About the Author

 

Louis Basel was born in New Haven, Connecticut on June 28, 1926. His parents John and Aspasia were born in Asia Minor of Greek ancestry and emigrated to the United States in the early 1900’s. His father served honorably in the United States Army in World War I.

 

The author served in the United States Navy as an Aviation Electronics Technician from 1944 to 1946. He graduated from the Massachusetts Institute of Technology with a Bachelor of Science degree in chemical engineering in 1949 and a Master of Science degree in the same discipline in 1950. In the same year, he was married to Penelope Giatrelis whose parents emigrated to the United States from the island of Mytilene, Greece. Louis and Penelope have two children John and Peter, and three grandsons, Louis Hong, Paul Thomas and Peter Louis Jr.      

 

His professional experience includes: Oak Ridge National Laboratory in Tennessee where he worked on liquid metal heat transfer from nuclear reactors, United Engineers & Constructors in Philadelphia where he worked on the design of chemical plants and Crawford & Russell in Stamford, Connecticut where he was President until he retired in 1984. The latter company built chemical plants in the United States, Canada, Great Britain, The Netherlands, Belgium, Yugoslavia, South Africa, Japan and Singapore.

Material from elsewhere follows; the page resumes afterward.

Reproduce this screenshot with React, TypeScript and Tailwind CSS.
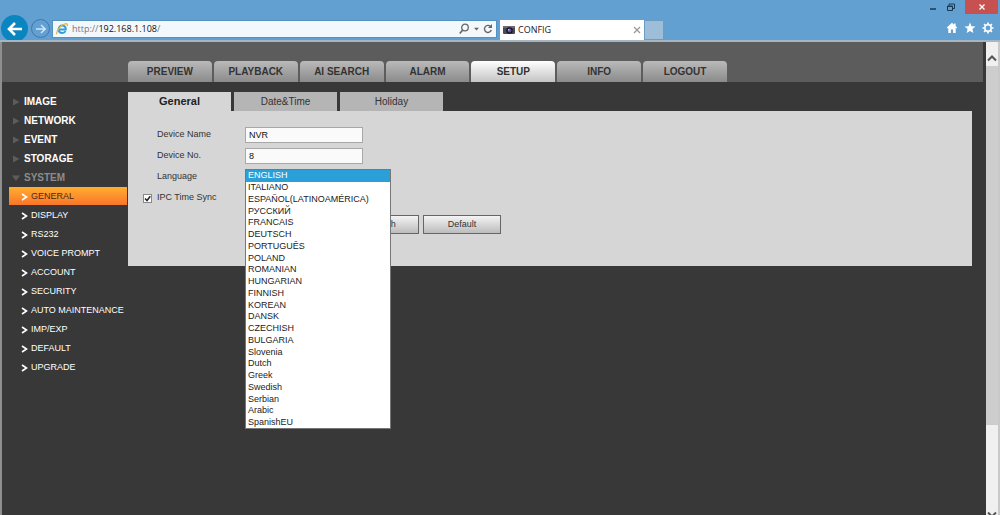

Crawford & Russell was sold to John Brown Ltd. of London England in 1979 and is presently owned by Kvaerner Consolidated of  Norway.

 

The author’s philatelic activities began in the mid 1970’s when he decided to add to his son John’s abandoned collection of Greek stamps. He soon joined the Hellenic Philatelic Society of America in New York city where he was advised to purchase a copy of the Etude of Tryphon Constantindes. This book, published in 1933 in Greek and French, had never been translated into English. The author published his translation in 1978. This started a 25 year period of research in the Large Hermes Head stamps of Greece with many publications in Hellenic philatelic journals in the United States, Greece, Great Britain, Germany and The Netherlands.

 

In 1980, he purchased an IBM personal computer and thought that it could be a useful tool for philatelic purposes. His first effort was writing a program for the creation of an index to philatelic articles in the Greek journal Philotelia. This was probably the first use of a computer for the indexing of philatelic articles. His next endeavor was writing a program for the computerized plating of the 20 lepta Large Hermes Head stamps. This too was the first use of computers in philatelic research of this kind. The author’s article describing this work appeared in The American Philatelist in 1985 and won the Apfelbaum Award for the best article published in that journal in 1985. In 2001, he published a comprehensive book on the ten lepta Large Hermes Heads of Greece which was followed by the present text on the forty lepta in 2004.The author continues his philatelic research in his retirement as an interesting and satisfying activity.